UK trumpets support for Ukraine’s increasingly forgotten war

The UK is continuing to supply a war in Ukraine that is at risk of becoming yesterday’s conflict, as other international crises in Gaza and Syria, as well as domestic issues, dominate the news cycle.
Nearly three-and-a-half years have gone by since Russia’s large-scale invasion of its neighbour in February 2022, in a war that has claimed hundreds of thousands of lives.
Providing a rare update on its support to Ukraine, the UK government said on 21 July it had delivered over £150m ($202.3m) in air defence and artillery ammunition over the past two months.
In addition, another £550m was earmarked for Ukraine as funding for more drones, increasingly the most lethal battlefield capability, as well as contracts to “maintain and repair” UK weapons already provided.
The UK has given a vast range of its land inventory to Ukraine, including its entire 155mm AS90 artillery force – broken first by Army Technology – as well as Scimitar light tanks, Challenger 2 main battle tanks, Stormer anti-air systems, among other capabilities.
Not content with that, London has also developed new mobile air defence systems for Ukraine, even as its own armed forces continue to diminish in quantity and qualitative lethality.

The Ukraine assistance update provided by the UK government, once trumpeted, are less often publicised than earlier instances.
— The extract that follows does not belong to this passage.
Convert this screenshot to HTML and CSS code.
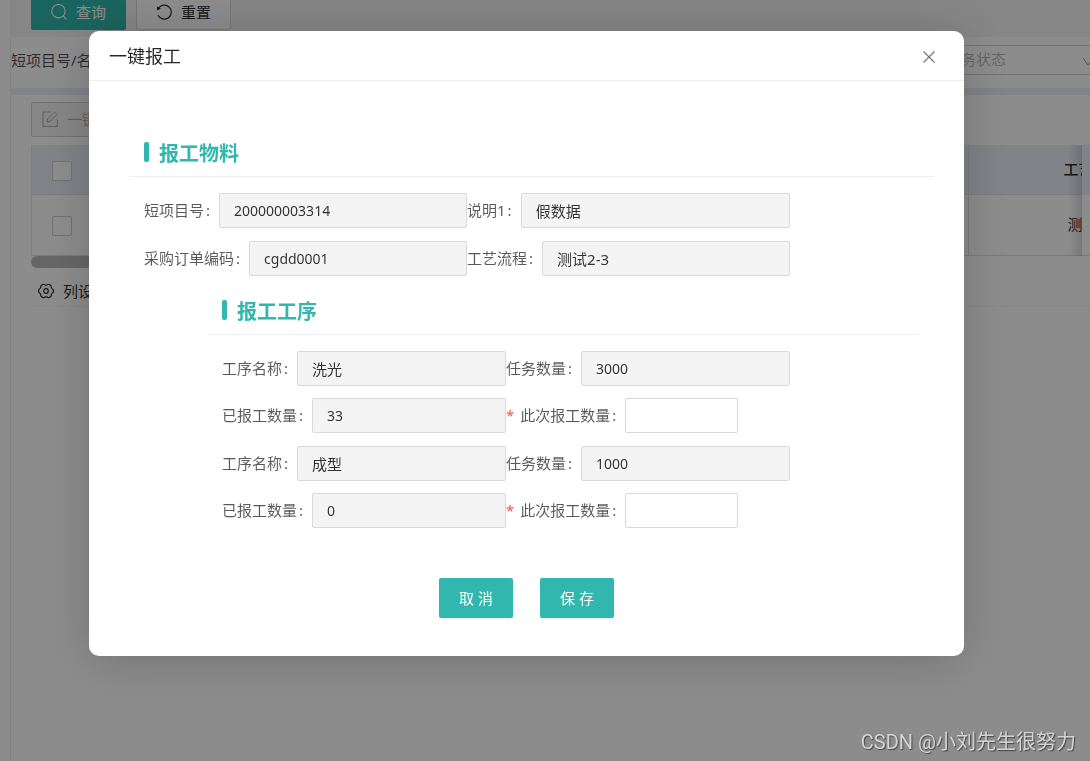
FILE: index.html
```html
<!DOCTYPE html>
<html lang="zh-CN">
<head>
<meta charset="utf-8">
<meta name="viewport" content="width=device-width, initial-scale=1">
<title>一键报工</title>
<link rel="stylesheet" href="styles.css">
</head>
<body>
<main class="page">
  <div class="toolbar">
    <button class="btn btn-primary" type="button">
      <svg class="icon" viewBox="0 0 16 16" fill="none" stroke="currentColor" stroke-width="1.100" aria-hidden="true"><circle cx="7.400" cy="7.200" r="6.700"/><path d="M12.200 12l3.200 3.400"/></svg>
      查询
    </button>
    <button class="btn" type="button">
      <svg class="icon" viewBox="0 0 16 16" fill="none" stroke="currentColor" stroke-width="1.200" aria-hidden="true"><path d="M2.300 4.500A7 7 0 1 1 2 11.200"/><path d="M.8 2.200l.2 4 3.800-1.400z" fill="currentColor" stroke="none"/></svg>
      重置
    </button>
  </div>
  <div class="filters">
    <label for="project">短项目号/名称：</label>
    <input id="project" class="filter-input" type="text">
    <div class="filter-select">
      <select aria-label="任务状态"><option>任务状态</option></select>
      <svg class="chevron" viewBox="0 0 12 12" fill="none" stroke="currentColor" aria-hidden="true"><path d="M1 2l5 7 5-7"/></svg>
    </div>
  </div>
  <section class="panel">
    <button class="btn btn-disabled" type="button" disabled>
      <svg class="icon" viewBox="0 0 16 16" fill="none" stroke="currentColor" aria-hidden="true"><path d="M8.500 1H1v14.400h14.400V8.500M5 11l.5-3L12.600 1l2.400 2.400L8 10.500z"/></svg>
      一键报工
    </button>
    <div class="table-box">
      <div class="table-scroll">
        <table class="table">
          <thead><tr><th class="col-check"><input type="checkbox" aria-label="全选"></th><th></th><th class="col-flow">工艺流程</th></tr></thead>
          <tbody><tr><td class="col-check"><input type="checkbox" aria-label="选择此行"></td><td></td><td class="col-flow">测试2-3</td></tr></tbody>
        </table>
      </div>
      <div class="table-fixed"></div>
    </div>
    <div class="scrollbar"></div>
    <button class="columns" type="button">
      <svg class="icon" viewBox="0 0 16 16" fill="none" stroke="currentColor" stroke-width="1.200" aria-hidden="true"><path d="M5.200 1.300Q8 2.800 10.800 1.300L12.900 2.600Q12.900 5.400 15.300 6.800V9.200Q12.900 10.600 12.900 13.400L10.800 14.700Q8 13.200 5.200 14.700L3.100 13.400Q3.100 10.600.7 9.200V6.800Q3.100 5.400 3.100 2.600Z" stroke-linejoin="round"/><circle cx="8" cy="8" r="2.300"/></svg>
      列设置
    </button>
  </section>
</main>

<div class="mask">
  <div class="modal" role="dialog" aria-modal="true" aria-labelledby="modal-title">
    <header class="modal-head">
      <h1 id="modal-title">一键报工</h1>
      <button class="close" type="button" aria-label="关闭">
        <svg viewBox="0 0 12 12" fill="none" stroke="currentColor" stroke-width="1.200" aria-hidden="true"><path d="M.5.5l11 11M11.500.5l-11 11"/></svg>
      </button>
    </header>
    <form class="modal-body">
      <section class="block block-material">
        <h2>报工物料</h2>
        <div class="grid">
          <div class="field"><label for="m1">短项目号<i>:</i></label><input class="num" id="m1" value="200000003314" disabled></div>
          <div class="field"><label for="m2">说明1<i>:</i></label><input id="m2" value="假数据" disabled></div>
          <div class="field"><label for="m3">采购订单编码<i>:</i></label><input class="num" id="m3" value="cgdd0001" disabled></div>
          <div class="field"><label for="m4">工艺流程<i>:</i></label><input id="m4" value="测试2-3" disabled></div>
        </div>
      </section>
      <section class="block block-process">
        <h2>报工工序</h2>
        <div class="grid">
          <div class="field"><label for="p1">工序名称<i>:</i></label><input id="p1" value="洗光" disabled></div>
          <div class="field"><label for="p2">任务数量<i>:</i></label><input class="num" id="p2" value="3000" disabled></div>
          <div class="field"><label for="p3">已报工数量<i>:</i></label><input class="num" id="p3" value="33" disabled></div>
          <div class="field field-short"><label for="p4"><b>*</b>此次报工数量<i>:</i></label><input class="num" id="p4" required></div>
        </div>
        <div class="grid">
          <div class="field"><label for="q1">工序名称<i>:</i></label><input id="q1" value="成型" disabled></div>
          <div class="field"><label for="q2">任务数量<i>:</i></label><input class="num" id="q2" value="1000" disabled></div>
          <div class="field"><label for="q3">已报工数量<i>:</i></label><input class="num" id="q3" value="0" disabled></div>
          <div class="field field-short"><label for="q4"><b>*</b>此次报工数量<i>:</i></label><input class="num" id="q4" required></div>
        </div>
      </section>
      <div class="actions">
        <button type="button">取 消</button>
        <button type="button">保 存</button>
      </div>
    </form>
  </div>
</div>
<div class="watermark">CSDN @小刘先生很努力</div>
</body>
</html>
```
FILE: styles.css
```css
* { box-sizing: border-box; }
body {
  margin: 0;
  overflow: hidden;
  background: #fff;
  color: rgba(0, 0, 0, .85);
  font: 15px/20px "Noto Sans", "Noto Sans CJK SC", sans-serif;
}
button, input, select { font: inherit; color: inherit; }
h1, h2 { margin: 0; }

.page {
  min-height: 100vh;
  margin-left: 10px;
  border-left: 1px solid #eee;
}
.toolbar {
  display: flex;
  gap: 10px;
  height: 37px;
  padding: 0 20px 7px;
  align-items: flex-end;
  background: #f4f4f4;
}
.btn {
  display: flex;
  align-items: center;
  gap: 9px;
  height: 35px;
  padding: 0 19px 2px;
  flex: none;
  border: 1px solid #d9d9d9;
  border-radius: 2px;
  background: #fff;
  white-space: nowrap;
}
.icon { width: 16px; height: 16px; flex: none; }
.btn-primary { border-color: #31b7ad; background: #31b7ad; color: #fff; }
.btn-disabled {
  padding: 0 10px 2px;
  border-color: #d0d0d0;
  background: #f4f4f4;
  color: rgba(0, 0, 0, .3);
}
.filters {
  display: flex;
  align-items: center;
  height: 51px;
  padding-bottom: 6px;
  color: rgba(0, 0, 0, .7);
}
.filters label { flex: none; }
.filter-input {
  flex: 1;
  min-width: 0;
  height: 30px;
  margin-right: 90px;
  border: 1px solid #d9d9d9;
}
.filter-select {
  position: relative;
  flex: none;
  width: 170px;
  margin-right: -11px;
}
.filter-select select {
  display: block;
  width: 100%;
  height: 30px;
  padding: 0 14px 2px;
  appearance: none;
  border: 1px solid #d0d0d0;
  border-radius: 2px;
  background: #fff;
  color: rgba(0, 0, 0, .3);
}
.chevron {
  position: absolute;
  right: 7px;
  top: 11px;
  width: 12px;
  height: 12px;
  color: rgba(0, 0, 0, .4);
}
.panel {
  padding: 7px 0 0 20px;
  border-top: 7px solid #ebeef7;
}
.table-box { display: flex; margin-top: 8px; }
.table-scroll {
  position: relative;
  flex: 1;
  min-width: 0;
  overflow: hidden;
}
.table-scroll::after {
  content: "";
  position: absolute;
  inset: 0 0 0 auto;
  width: 14px;
  background: linear-gradient(to right, transparent, rgba(0, 0, 0, .14));
}
.table {
  width: calc(100% + 136px);
  table-layout: fixed;
  border-collapse: separate;
  border-spacing: 0;
  border-left: 1px solid #e4e4e4;
}
.table th, .table td {
  padding: 0 0 2px;
  border-bottom: 1px solid #e0e0e0;
  text-align: center;
  font-weight: 500;
}
.table th { height: 50px; background: #ebeef7; }
.table td { height: 61px; font-weight: 400; }
.table .col-check { width: 60px; padding: 2px 0 0; }
.table .col-flow { width: 250px; border-left: 1px solid #ddd; }
.table input {
  display: block;
  width: 20px;
  height: 20px;
  margin: 0 auto;
  appearance: none;
  border: 1px solid #d0d0d0;
  border-radius: 2px;
  background: #fff;
}
.table-fixed {
  width: 8px;
  border-bottom: 1px solid #e0e0e0;
  background: linear-gradient(#ebeef7 50px, #fff 50px);
}
.scrollbar {
  width: 75%;
  height: 12px;
  border-radius: 6px;
  background: #bbb;
}
.columns {
  display: flex;
  align-items: center;
  gap: 9px;
  width: 100%;
  height: 39px;
  padding: 7px 7px 0;
  border: 0;
  border-bottom: 1px solid #f8f8f8;
  background: none;
}

.mask {
  position: fixed;
  inset: 0;
  display: flex;
  align-items: flex-start;
  padding: 31px 126px 31px 89px;
  background: rgba(0, 0, 0, .45);
}
.modal {
  flex: 1;
  border-radius: 10px;
  background: #fff;
  box-shadow: 0 4px 50px rgba(0, 0, 0, .2);
}
.modal-head {
  display: flex;
  align-items: center;
  justify-content: space-between;
  padding: 13px 29px 11px 20px;
  border-bottom: 1px solid #eee;
}
.modal-head h1 {
  font-size: 18px;
  line-height: 25px;
  font-weight: 400;
}
.close {
  display: flex;
  padding: 0;
  border: 0;
  background: none;
  color: #777;
}
.close svg { width: 12px; height: 12px; }
.modal-body { padding: 61px 0 38px; }

.block h2 {
  display: flex;
  align-items: flex-start;
  gap: 10px;
  height: 35px;
  padding: 0 15px;
  border-bottom: 1px solid #eee;
  margin-bottom: 16px;
  color: #31b7ad;
  font-size: 20px;
  line-height: 24px;
}
.block h2::before {
  content: "";
  width: 5px;
  height: 20px;
  border-radius: 2px;
  background: #31b7ad;
}
.block-material { margin: 0 30px 24px 40px; }
.block-process { margin: 0 45px 50px 119px; }
.grid {
  display: grid;
  grid-template-columns: 1fr 1fr;
  gap: 12px 0;
}
.block-material .grid { row-gap: 13px; padding: 0 144px 0 15px; }
.block-process h2 { padding-left: 14px; }
.block-process .grid { padding: 0 129px 0 14px; }
.grid + .grid { margin-top: 13px; }
.field { display: flex; align-items: center; min-width: 0; }
.field label { flex: none; padding-bottom: 2px; color: rgba(0, 0, 0, .65); }
.field i { margin: 0 9px 0 2px; font-style: normal; }
.field b { margin-right: 6px; color: #ff4d4f; font-weight: 400; }
.field input {
  flex: 1;
  min-width: 0;
  height: 35px;
  padding: 0 14px;
  border: 1px solid #d9d9d9;
  border-radius: 2px;
  background: #fff;
  color: rgba(0, 0, 0, .8);
}
.field input:disabled { background: #f4f4f4; }
.field .num { font-size: 14px; }
.field-short { padding-right: 52px; }

.actions { display: flex; justify-content: center; gap: 27px; }
.actions button {
  width: 74px;
  height: 40px;
  padding: 0;
  border: 0;
  border-radius: 2px;
  background: #31b7ad;
  box-shadow: 0 2px 2px rgba(0, 0, 0, .05);
  color: #fff;
}
.watermark {
  position: fixed;
  right: 14px;
  bottom: 4px;
  color: #d4d4d4;
  font: 20px/30px "Liberation Sans Narrow", Roboto, "Noto Sans CJK SC", sans-serif;
  text-shadow: 1px 1px 1px rgba(0, 0, 0, .5);
}
```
It could be that, with all its previous donations, there is little now left to give, for fear of further undermining the country’s military.
In mid-July, UK Armed Forces Minister Luke Pollard said since 2024-25 the UK government had committed to providing Ukraine with £3bn of military support until 2030-31 or “for as long as needed”, according to a written parliamentary response.
“A further £1.5 billion of support is being provided in 2025 as part of the Extraordinary Revenue Acceleration (ERA) initiative. This takes our total support to Ukraine for this year to £4.5 billion, which is the greatest amount of support since Putin’s full-scale invasion began,” Pollard said.
In March, the UK Prime Minister announced a £1.6bn deal to provide more than five thousand air defence missiles for Ukraine.
Over the two-month timespan the UK government says it has been delivering ammunition to Ukraine, combat operations have continued unabated as Russia continues to grind metre-by-metre through the country.
As a metric of the intensity of combat, in the two months from 21 May to 21 July, Ukraine claims to have killed or wounded a total of 66,380 Russian military personnel, broadly in keeping with the 30,000+ monthly casualty rates. Ukraine’s own losses are a state secret, but potential comparable to that of Russia’s.
Is Ukraine at risk of becoming a forgotten war?
Far from UK shores, crises in the Middle East are gaining column inches and the public zeitgeist, as Israel continues its controversial operations in Gaza, while the new Syrian regime struggles to keep control of bloody sectarian clashes between the country’s Druze minority and Bedouin tribespeople.
Israel has also waded into the burgeoning Syrian unrest, bombing Damascus in mid-July, targeting the defence ministry of the Islamist-led administration of interim President Ahmed al-Sharaa.
At home, the UK has been rocked by dozens of protests against Israeli operations in Gaza, while the Palestine Action direct action group has been declared a terrorist organisation after causing damage to RAF transport aircraft at a military airbase.
In addition, the UK Ministry of Defence has been hit by accusations of a cover-up following the disclosure that it had placed a super-injunction on MPs and media alike following the leak of sensitive information regarding Afghan citizens seeking asylum in the wake of the calamitous Kabul airlift in 2021, as well as apparent naming of Special Forces and MI6 personnel.
Combined with an economy leaning towards recession, the UK government is struggling to form a compelling narrative for domestic consumption.

For Ukraine, the war never went away, as President Volodymyr Zelenskky called on 19 July for the pace of ceasefire negotiations to be increased.
“Everything must be done to achieve a ceasefire,” Zelenskyy said in its evening address.
A key problem is that Russian President Vladimir Putin appears disinterested in any such move, despite US President Donald Trump, for now, restarting some military equipment provision to Kyiv.
With backing from China, North Korea, Iran, and others, and alternative markets in Asia as Western countries cut their own supply of Russian energy, Moscow appears in a strong position to continue fighting, certainly until the expected winter entrenchment on both sides.
Ukraine meanwhile has no choice but the soldier on, absent the luxury of choosing to focus on something else.